* Start Data to use *

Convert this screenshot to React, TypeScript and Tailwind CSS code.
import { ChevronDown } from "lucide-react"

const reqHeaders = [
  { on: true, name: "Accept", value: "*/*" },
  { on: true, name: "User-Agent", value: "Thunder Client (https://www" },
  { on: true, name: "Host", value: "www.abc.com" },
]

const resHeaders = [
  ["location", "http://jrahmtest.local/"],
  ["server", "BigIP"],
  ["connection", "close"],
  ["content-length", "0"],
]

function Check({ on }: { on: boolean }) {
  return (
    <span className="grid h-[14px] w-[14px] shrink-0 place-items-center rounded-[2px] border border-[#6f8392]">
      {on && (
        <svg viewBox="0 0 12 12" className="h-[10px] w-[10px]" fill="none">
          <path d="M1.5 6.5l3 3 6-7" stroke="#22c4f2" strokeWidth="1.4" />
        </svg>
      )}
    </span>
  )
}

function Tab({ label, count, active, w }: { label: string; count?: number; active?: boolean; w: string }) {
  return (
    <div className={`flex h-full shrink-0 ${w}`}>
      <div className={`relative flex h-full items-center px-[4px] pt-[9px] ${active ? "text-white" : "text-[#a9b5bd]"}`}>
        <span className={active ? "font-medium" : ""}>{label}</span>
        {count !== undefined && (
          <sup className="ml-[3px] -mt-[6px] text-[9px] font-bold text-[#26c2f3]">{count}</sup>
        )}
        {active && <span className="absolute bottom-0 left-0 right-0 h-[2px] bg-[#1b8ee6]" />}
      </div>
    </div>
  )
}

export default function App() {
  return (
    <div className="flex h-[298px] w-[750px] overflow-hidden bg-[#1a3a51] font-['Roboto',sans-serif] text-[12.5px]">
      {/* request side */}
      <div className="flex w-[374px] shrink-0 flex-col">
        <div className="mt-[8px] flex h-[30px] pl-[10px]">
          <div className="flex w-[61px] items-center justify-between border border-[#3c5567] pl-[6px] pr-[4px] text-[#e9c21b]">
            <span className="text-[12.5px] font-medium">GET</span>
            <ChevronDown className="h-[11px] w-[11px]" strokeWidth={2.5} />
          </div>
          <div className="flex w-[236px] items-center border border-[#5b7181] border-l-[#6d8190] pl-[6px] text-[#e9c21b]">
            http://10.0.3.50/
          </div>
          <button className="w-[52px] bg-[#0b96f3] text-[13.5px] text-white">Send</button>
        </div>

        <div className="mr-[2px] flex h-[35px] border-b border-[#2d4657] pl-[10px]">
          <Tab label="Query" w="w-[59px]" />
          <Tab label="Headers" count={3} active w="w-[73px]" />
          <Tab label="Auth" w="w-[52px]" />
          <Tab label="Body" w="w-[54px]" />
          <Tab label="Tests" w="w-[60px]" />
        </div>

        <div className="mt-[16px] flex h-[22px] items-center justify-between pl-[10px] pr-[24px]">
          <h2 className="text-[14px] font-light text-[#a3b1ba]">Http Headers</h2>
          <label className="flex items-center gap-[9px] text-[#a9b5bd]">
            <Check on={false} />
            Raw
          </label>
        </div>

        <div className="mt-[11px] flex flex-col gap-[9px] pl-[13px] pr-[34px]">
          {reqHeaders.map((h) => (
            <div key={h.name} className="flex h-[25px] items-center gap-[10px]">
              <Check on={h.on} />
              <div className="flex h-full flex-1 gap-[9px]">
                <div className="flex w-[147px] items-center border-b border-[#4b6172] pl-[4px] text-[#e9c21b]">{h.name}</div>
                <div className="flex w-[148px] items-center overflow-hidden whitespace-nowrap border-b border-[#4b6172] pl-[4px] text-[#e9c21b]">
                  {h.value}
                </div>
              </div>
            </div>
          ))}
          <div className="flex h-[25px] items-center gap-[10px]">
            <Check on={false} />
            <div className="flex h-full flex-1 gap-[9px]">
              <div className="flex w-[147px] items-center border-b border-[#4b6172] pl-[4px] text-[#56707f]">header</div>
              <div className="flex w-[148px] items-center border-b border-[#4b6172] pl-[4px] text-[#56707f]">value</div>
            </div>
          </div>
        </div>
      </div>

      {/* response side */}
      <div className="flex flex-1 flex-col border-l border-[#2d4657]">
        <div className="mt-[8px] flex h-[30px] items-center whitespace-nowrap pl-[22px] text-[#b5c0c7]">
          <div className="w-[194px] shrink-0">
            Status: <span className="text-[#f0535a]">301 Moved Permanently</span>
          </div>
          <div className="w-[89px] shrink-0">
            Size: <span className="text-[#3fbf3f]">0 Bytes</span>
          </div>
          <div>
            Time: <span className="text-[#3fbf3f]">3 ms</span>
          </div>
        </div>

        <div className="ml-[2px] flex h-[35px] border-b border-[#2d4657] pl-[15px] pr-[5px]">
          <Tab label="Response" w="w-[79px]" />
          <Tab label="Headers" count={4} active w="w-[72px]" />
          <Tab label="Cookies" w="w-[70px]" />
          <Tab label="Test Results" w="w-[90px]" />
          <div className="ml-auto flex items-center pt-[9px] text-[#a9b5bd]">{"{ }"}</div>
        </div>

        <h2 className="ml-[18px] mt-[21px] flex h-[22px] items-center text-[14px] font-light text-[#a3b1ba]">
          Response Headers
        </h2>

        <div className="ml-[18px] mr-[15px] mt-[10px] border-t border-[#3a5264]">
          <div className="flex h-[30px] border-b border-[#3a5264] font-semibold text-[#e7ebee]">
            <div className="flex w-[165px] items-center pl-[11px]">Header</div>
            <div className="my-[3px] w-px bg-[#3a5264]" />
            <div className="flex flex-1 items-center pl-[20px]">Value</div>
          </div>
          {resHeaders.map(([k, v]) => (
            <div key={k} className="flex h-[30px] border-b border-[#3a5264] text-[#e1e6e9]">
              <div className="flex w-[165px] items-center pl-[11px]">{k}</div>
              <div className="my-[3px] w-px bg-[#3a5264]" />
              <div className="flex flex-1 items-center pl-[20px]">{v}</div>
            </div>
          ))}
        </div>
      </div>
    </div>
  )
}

* End Data to use *
* Start Data to use *

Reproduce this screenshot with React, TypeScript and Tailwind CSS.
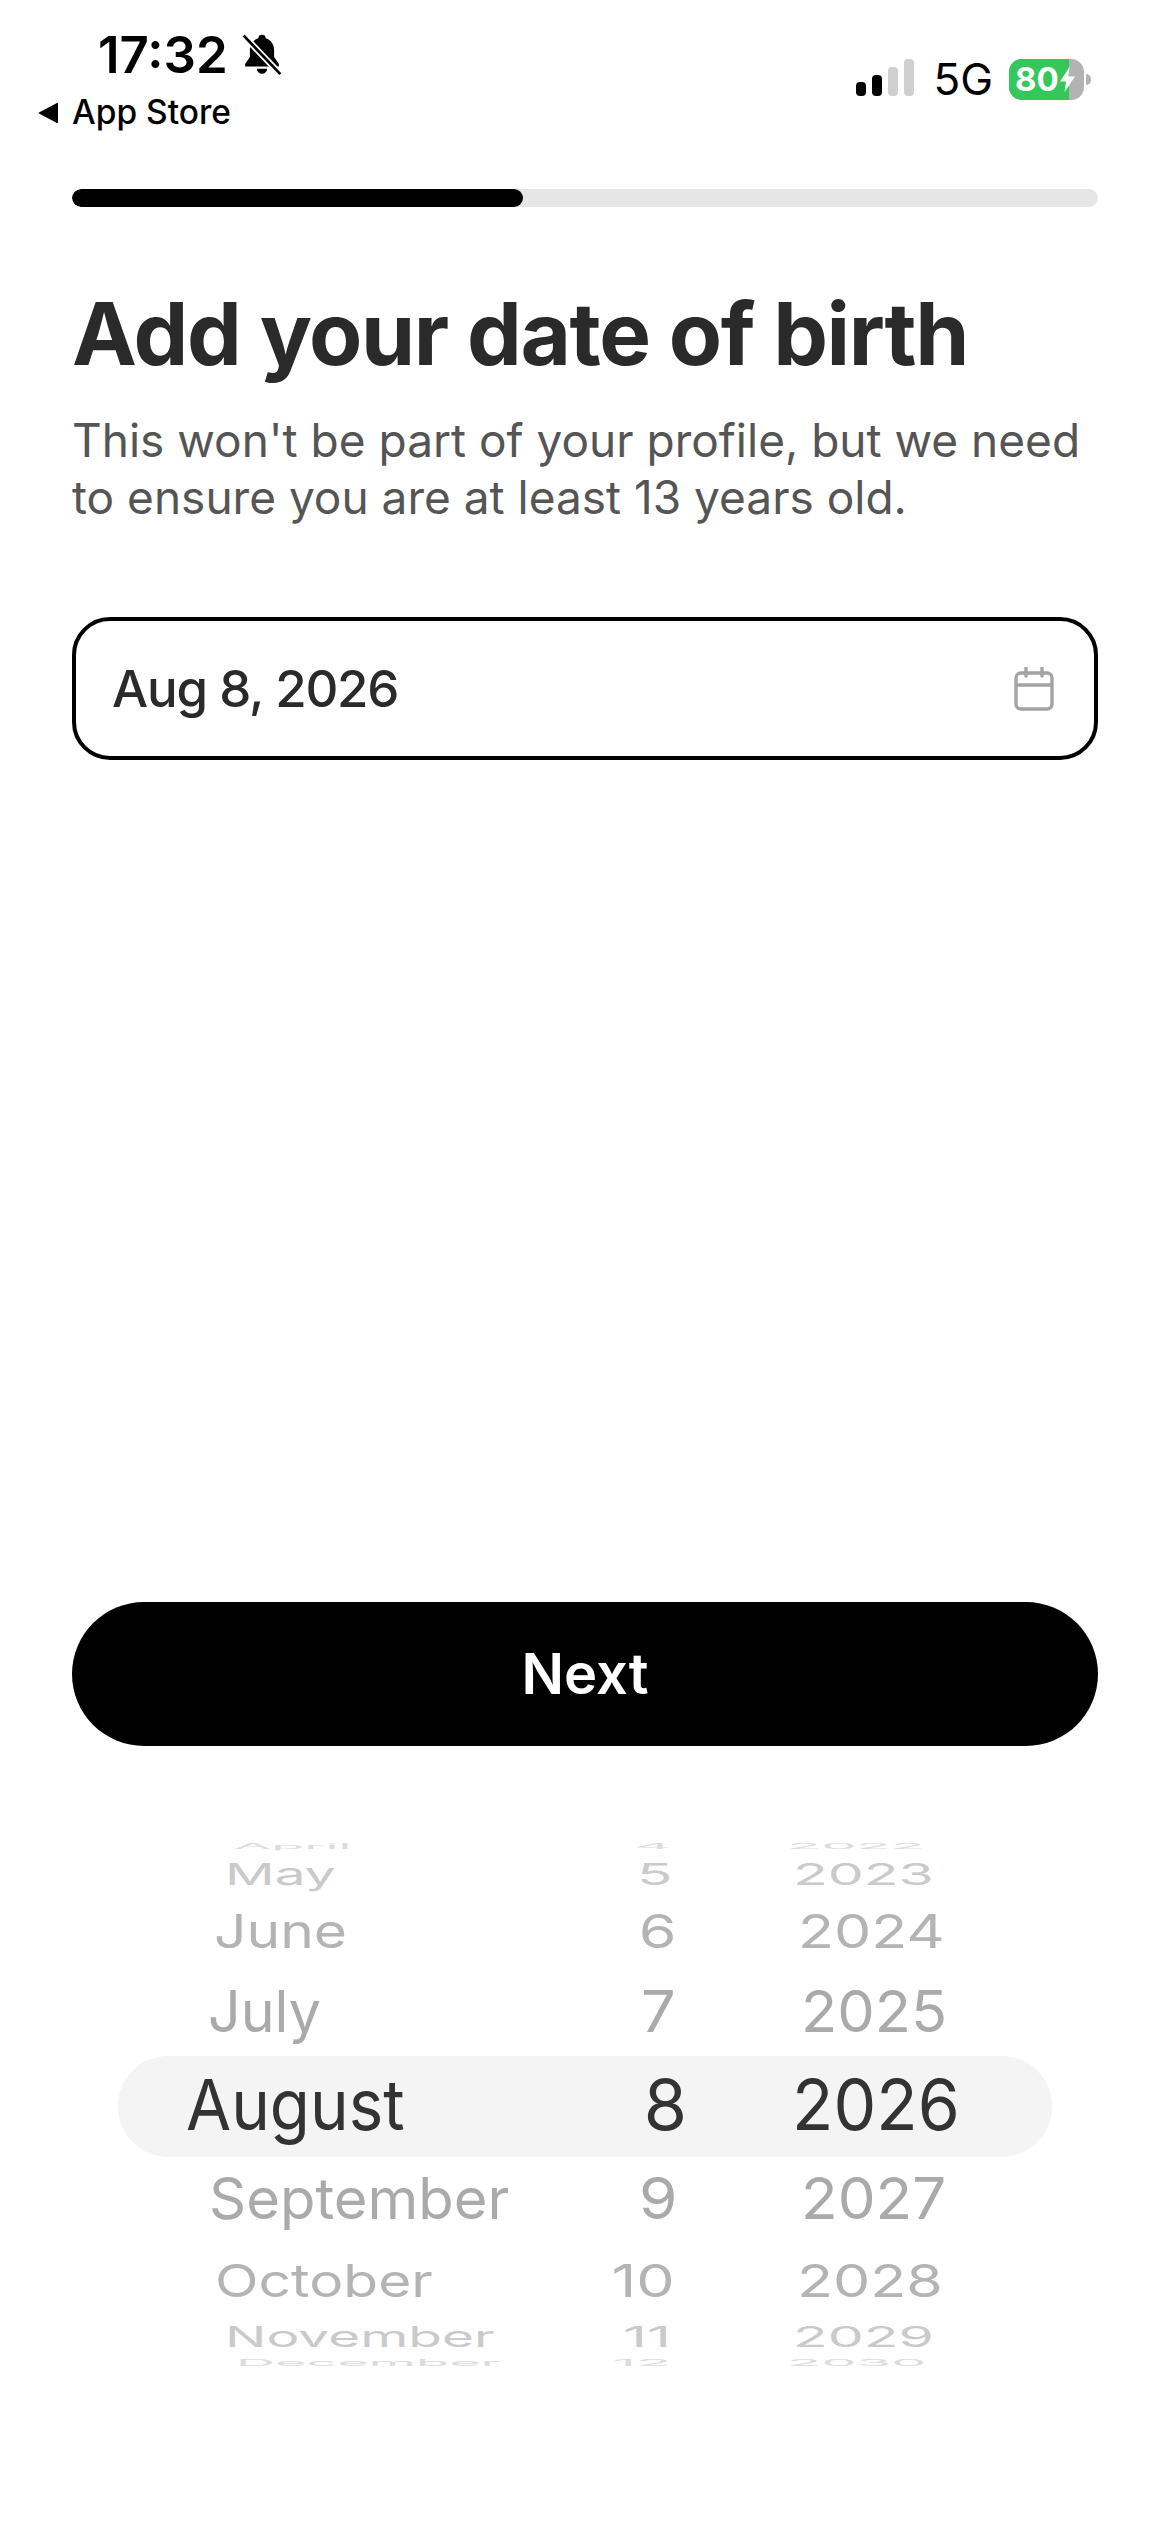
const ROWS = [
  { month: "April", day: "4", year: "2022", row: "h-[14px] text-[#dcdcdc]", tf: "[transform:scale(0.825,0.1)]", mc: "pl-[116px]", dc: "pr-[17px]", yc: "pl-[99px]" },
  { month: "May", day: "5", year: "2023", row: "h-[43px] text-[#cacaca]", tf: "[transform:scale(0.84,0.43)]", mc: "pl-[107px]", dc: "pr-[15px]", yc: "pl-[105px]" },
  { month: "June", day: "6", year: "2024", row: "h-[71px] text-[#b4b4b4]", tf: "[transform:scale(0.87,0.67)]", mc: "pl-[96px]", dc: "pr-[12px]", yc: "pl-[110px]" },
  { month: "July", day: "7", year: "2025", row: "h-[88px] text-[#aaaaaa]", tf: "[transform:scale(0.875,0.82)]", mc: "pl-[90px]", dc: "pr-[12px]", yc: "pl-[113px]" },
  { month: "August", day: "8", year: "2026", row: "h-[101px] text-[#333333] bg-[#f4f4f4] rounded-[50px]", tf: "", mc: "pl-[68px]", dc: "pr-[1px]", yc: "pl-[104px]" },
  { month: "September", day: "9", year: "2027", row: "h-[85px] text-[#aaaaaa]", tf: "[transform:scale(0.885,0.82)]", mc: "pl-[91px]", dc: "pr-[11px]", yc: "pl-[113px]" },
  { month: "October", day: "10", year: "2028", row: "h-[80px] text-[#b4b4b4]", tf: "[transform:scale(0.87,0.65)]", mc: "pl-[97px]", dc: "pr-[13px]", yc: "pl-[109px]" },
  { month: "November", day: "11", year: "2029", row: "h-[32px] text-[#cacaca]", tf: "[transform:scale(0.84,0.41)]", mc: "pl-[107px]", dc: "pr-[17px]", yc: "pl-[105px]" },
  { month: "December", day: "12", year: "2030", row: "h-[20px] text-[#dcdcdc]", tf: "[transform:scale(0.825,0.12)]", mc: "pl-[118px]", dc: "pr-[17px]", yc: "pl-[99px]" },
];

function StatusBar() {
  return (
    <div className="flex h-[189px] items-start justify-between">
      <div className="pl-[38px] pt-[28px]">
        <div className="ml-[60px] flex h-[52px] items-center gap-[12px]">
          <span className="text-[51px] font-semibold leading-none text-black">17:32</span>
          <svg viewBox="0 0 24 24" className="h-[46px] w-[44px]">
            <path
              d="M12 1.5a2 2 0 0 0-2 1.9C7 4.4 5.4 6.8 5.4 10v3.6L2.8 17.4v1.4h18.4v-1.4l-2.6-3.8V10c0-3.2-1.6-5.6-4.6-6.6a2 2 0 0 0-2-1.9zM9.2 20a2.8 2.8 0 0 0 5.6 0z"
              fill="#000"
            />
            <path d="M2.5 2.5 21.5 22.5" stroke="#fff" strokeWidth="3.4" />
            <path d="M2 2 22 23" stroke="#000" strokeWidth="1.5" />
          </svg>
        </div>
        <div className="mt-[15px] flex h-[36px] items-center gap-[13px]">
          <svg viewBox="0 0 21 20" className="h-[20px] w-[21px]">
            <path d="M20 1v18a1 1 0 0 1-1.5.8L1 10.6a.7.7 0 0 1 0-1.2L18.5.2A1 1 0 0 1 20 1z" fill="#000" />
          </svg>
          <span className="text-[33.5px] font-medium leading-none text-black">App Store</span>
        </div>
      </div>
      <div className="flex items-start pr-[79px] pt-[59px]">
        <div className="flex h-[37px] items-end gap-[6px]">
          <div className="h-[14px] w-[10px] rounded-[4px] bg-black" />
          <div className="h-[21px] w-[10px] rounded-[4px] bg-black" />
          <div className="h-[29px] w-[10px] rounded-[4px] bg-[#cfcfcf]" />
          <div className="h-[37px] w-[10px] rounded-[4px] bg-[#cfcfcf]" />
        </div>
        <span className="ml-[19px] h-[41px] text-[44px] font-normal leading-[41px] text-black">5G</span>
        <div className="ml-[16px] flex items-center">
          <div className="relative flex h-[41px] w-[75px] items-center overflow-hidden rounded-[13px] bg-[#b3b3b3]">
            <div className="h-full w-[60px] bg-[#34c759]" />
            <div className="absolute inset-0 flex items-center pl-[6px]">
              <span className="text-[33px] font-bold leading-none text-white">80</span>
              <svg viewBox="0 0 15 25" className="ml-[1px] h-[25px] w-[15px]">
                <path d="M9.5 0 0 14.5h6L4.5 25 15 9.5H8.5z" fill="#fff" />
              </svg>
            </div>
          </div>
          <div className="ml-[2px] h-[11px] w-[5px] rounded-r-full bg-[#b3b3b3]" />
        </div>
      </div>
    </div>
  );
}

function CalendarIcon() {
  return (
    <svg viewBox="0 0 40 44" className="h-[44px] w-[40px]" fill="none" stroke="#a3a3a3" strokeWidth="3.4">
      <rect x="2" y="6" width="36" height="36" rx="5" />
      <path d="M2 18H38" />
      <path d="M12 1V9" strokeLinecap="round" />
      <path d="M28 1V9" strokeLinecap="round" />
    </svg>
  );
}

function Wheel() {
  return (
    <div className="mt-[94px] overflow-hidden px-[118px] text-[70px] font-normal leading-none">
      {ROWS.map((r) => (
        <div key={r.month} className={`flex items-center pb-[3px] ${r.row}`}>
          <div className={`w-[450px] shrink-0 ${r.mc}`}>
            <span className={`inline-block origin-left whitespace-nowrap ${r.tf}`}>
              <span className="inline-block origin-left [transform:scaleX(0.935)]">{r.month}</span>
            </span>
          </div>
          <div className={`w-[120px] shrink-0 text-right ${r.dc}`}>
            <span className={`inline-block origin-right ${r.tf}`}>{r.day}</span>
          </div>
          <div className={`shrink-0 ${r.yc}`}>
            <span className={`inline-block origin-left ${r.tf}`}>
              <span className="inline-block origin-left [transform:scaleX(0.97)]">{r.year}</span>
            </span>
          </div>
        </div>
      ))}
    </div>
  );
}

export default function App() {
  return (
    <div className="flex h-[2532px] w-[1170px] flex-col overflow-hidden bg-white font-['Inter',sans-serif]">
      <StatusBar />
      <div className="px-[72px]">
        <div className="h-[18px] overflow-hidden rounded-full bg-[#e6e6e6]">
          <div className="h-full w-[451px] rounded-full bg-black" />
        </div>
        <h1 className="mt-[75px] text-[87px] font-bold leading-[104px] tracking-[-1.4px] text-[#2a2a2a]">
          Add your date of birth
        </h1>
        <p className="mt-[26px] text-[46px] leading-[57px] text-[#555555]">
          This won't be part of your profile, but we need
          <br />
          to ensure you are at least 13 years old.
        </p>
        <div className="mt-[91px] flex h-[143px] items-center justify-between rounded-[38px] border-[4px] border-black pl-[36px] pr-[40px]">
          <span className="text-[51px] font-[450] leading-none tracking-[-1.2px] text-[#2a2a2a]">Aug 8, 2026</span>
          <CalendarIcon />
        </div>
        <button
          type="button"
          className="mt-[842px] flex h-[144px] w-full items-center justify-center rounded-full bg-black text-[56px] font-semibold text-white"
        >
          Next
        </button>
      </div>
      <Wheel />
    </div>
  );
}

* End Data to use *

## Problem statement
Identify each line holding the string "Tailwind", and copy it out.

## Solution for this task
Convert this screenshot to React, TypeScript and Tailwind CSS code.
Reproduce this screenshot with React, TypeScript and Tailwind CSS.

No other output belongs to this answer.